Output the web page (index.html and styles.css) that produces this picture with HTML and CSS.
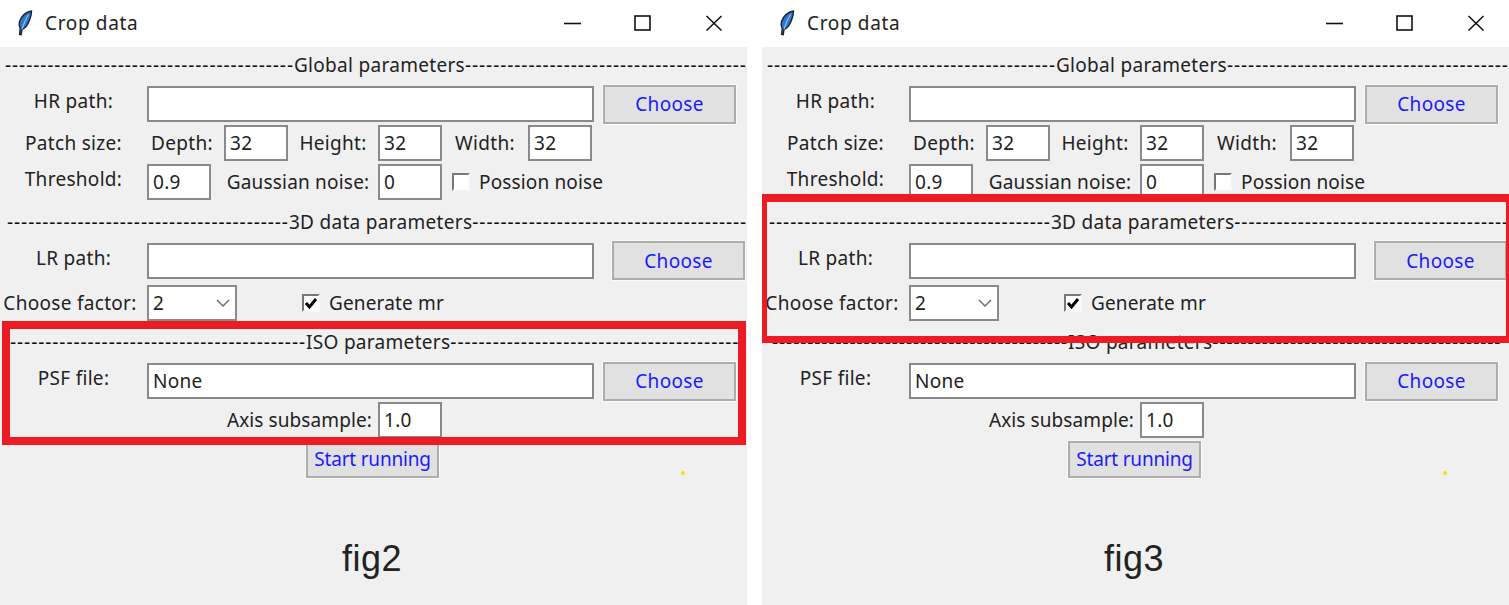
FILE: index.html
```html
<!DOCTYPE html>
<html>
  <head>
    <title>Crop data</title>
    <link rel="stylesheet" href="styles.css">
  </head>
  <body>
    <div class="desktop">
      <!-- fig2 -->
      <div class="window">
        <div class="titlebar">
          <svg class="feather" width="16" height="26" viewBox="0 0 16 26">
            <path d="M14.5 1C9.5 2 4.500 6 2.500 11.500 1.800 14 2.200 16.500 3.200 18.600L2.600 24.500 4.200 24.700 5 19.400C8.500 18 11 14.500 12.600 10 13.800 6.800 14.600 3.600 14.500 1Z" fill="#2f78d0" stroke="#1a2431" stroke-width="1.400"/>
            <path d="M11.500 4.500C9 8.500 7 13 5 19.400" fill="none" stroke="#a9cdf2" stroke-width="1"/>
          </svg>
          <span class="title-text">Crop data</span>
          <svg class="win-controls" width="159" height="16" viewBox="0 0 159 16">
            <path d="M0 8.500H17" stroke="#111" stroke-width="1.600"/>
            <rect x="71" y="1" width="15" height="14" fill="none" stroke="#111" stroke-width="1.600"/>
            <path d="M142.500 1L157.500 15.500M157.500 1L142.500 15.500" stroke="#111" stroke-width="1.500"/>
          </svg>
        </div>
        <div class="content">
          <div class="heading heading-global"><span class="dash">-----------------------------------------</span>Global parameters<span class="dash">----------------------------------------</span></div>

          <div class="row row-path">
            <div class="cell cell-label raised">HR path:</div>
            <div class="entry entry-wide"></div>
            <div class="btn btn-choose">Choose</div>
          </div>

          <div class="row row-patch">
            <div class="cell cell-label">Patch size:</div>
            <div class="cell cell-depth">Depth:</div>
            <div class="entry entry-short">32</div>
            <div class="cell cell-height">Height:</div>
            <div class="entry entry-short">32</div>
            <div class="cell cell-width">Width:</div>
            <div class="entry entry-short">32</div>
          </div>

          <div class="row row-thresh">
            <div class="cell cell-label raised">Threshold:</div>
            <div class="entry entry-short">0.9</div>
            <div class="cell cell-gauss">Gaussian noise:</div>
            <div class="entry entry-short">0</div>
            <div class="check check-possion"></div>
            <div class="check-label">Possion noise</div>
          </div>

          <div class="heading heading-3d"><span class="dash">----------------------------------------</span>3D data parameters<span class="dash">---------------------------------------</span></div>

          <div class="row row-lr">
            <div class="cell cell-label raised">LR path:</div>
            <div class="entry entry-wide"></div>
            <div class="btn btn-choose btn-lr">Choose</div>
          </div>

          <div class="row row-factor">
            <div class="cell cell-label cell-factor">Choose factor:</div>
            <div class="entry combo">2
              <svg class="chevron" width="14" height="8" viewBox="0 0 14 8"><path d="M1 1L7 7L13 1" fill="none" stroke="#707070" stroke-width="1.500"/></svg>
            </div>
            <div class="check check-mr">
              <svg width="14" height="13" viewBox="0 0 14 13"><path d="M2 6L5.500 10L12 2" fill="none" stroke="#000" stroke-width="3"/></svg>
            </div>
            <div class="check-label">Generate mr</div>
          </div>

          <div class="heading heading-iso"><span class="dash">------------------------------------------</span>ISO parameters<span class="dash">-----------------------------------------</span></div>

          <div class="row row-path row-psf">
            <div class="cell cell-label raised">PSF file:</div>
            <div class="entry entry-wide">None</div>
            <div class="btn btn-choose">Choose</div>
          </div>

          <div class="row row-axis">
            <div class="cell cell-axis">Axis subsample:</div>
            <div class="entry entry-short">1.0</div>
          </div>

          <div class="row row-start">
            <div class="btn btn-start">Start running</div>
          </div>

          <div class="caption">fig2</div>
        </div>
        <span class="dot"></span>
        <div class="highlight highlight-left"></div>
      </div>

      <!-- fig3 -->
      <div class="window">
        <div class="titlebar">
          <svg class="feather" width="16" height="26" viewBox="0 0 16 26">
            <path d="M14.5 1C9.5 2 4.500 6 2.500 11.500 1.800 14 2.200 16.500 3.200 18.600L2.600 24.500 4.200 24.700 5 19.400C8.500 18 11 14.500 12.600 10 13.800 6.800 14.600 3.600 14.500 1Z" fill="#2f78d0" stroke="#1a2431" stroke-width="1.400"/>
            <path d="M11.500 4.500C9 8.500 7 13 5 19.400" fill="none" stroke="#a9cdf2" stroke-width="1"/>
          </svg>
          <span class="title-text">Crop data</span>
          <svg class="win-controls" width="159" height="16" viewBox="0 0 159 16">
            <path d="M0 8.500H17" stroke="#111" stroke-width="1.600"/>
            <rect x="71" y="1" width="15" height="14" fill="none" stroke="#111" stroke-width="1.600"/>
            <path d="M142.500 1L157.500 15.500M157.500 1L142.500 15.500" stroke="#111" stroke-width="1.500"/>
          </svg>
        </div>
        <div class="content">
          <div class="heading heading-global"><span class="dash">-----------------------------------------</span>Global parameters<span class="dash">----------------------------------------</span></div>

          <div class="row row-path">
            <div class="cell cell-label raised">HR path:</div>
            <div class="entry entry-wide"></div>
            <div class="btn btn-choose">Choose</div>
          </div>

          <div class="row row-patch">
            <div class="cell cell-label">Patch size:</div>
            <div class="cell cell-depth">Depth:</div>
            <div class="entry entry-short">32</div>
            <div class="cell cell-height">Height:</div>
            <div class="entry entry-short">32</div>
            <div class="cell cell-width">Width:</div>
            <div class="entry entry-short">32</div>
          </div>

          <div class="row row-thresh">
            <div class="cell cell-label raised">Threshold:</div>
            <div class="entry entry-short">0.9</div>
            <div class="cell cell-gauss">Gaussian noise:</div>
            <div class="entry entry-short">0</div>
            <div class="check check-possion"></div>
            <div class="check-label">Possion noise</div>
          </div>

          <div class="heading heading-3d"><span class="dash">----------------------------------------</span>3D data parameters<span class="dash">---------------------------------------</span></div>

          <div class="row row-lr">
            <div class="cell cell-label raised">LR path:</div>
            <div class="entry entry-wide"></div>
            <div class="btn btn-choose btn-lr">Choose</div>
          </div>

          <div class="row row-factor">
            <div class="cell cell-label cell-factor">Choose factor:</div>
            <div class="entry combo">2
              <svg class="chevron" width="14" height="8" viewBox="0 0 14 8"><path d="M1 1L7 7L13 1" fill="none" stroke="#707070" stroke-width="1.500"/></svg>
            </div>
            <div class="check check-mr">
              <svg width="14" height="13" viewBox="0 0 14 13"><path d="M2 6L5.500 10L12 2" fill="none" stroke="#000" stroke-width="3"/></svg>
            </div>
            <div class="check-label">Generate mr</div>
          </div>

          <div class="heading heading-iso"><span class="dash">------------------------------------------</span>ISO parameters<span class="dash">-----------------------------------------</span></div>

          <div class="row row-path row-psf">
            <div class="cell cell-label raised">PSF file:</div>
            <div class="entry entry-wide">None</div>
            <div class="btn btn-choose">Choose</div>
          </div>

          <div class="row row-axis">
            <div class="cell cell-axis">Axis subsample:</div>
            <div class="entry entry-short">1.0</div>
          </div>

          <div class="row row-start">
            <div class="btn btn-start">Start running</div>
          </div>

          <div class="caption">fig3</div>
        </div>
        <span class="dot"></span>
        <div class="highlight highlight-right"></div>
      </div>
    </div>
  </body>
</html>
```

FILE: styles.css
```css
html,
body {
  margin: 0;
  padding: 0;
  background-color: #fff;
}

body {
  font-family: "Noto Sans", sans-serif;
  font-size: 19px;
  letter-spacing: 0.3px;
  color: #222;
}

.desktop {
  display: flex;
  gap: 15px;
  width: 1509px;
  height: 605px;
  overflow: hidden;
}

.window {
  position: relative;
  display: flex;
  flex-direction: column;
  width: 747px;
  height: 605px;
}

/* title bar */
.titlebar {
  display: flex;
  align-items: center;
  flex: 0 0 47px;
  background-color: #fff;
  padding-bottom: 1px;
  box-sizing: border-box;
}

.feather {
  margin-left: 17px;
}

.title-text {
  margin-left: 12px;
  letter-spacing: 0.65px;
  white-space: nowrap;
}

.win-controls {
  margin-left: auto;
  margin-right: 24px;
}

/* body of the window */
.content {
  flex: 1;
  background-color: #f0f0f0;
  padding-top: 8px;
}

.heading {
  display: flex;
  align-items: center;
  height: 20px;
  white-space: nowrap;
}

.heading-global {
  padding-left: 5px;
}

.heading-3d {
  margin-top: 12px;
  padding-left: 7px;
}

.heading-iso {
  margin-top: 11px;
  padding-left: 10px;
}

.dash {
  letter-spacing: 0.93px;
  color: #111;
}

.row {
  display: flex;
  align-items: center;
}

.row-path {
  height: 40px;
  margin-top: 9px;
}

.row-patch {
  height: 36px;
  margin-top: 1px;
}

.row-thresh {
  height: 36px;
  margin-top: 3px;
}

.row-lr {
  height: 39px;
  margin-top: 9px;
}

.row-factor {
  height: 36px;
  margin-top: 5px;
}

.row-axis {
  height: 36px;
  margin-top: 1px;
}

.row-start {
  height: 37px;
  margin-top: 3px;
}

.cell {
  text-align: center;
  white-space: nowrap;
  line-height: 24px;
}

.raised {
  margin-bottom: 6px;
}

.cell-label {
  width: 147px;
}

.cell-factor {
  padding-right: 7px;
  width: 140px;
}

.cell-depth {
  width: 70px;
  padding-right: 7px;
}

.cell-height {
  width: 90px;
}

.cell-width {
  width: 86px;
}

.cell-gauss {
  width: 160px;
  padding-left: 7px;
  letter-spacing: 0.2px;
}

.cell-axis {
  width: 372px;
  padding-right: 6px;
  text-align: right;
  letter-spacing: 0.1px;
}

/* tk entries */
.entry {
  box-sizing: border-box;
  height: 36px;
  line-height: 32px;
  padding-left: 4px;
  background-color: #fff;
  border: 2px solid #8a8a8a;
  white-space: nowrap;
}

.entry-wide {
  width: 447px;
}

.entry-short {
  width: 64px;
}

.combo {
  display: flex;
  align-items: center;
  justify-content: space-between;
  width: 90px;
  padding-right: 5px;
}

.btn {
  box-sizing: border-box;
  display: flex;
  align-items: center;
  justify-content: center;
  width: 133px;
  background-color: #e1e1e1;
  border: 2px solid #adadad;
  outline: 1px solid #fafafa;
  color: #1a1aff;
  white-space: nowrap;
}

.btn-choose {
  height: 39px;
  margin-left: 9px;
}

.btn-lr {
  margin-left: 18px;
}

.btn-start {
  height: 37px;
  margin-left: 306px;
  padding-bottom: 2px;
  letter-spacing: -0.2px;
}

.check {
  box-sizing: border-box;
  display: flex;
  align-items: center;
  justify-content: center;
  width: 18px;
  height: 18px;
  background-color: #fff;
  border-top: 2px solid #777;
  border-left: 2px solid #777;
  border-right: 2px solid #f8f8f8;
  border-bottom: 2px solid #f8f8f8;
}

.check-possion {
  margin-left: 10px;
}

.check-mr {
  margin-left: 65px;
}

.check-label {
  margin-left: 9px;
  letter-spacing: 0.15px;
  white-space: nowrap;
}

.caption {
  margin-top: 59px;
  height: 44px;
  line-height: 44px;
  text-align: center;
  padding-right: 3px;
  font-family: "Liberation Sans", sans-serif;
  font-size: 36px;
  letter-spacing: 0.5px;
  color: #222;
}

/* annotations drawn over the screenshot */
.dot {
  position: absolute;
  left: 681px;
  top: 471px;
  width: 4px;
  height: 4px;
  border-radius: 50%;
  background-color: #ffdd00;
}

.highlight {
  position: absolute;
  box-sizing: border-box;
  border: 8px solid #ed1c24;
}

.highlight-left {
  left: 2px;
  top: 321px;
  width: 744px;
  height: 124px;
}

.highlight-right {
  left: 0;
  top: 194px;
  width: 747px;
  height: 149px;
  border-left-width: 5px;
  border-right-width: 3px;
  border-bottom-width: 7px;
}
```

• _TASK BRIEF_: Working from the listing above, pick out every line that has "styles" and copy it.

• _REPLY_:
Output the web page (index.html and styles.css) that produces this picture with HTML and CSS.
    <link rel="stylesheet" href="styles.css">
FILE: styles.css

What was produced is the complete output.